• Provided data
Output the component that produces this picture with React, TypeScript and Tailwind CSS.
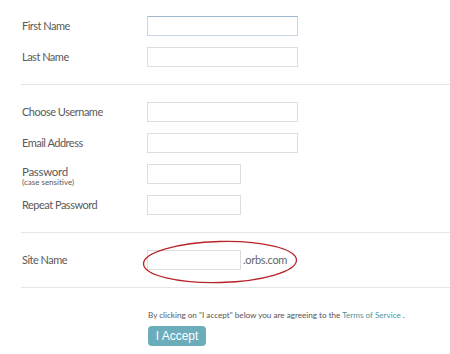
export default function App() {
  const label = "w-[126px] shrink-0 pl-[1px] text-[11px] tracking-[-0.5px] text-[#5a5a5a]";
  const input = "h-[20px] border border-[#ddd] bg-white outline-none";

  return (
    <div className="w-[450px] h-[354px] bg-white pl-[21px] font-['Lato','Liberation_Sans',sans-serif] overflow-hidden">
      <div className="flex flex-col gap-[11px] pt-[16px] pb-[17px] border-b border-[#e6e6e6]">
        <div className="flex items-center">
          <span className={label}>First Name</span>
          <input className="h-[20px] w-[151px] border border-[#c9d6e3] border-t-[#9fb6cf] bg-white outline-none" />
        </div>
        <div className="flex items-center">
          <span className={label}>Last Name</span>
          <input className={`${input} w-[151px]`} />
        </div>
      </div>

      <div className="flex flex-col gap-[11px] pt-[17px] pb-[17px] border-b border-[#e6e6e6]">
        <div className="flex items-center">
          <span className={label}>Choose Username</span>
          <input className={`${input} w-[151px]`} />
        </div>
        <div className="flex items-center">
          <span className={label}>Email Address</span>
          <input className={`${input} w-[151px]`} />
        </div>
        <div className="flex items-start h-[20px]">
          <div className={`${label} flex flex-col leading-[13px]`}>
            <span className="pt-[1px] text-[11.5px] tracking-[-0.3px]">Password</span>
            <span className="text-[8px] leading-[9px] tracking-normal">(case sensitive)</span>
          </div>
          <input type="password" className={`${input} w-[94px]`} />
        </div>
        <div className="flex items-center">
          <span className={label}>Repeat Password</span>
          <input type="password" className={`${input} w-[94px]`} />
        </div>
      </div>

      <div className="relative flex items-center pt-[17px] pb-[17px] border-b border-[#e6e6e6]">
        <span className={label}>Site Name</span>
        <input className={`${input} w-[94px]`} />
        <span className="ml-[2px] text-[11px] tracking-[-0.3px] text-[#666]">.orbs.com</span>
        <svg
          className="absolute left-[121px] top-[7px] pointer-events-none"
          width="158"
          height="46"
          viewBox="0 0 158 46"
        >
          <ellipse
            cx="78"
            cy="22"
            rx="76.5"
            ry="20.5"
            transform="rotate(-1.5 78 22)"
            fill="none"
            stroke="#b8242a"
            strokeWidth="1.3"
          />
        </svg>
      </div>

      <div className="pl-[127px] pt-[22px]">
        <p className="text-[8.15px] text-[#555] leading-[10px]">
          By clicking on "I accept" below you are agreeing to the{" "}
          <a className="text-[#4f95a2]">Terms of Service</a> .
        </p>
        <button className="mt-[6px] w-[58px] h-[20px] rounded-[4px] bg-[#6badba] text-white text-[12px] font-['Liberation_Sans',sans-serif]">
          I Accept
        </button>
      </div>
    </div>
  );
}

• Your task
Give again, exactly, the lines from the start of the data through the one holding "border border-[#ddd] bg-white"; omit the pictures.

• Exercise solution
Output the component that produces this picture with React, TypeScript and Tailwind CSS.
export default function App() {
  const label = "w-[126px] shrink-0 pl-[1px] text-[11px] tracking-[-0.5px] text-[#5a5a5a]";
  const input = "h-[20px] border border-[#ddd] bg-white outline-none";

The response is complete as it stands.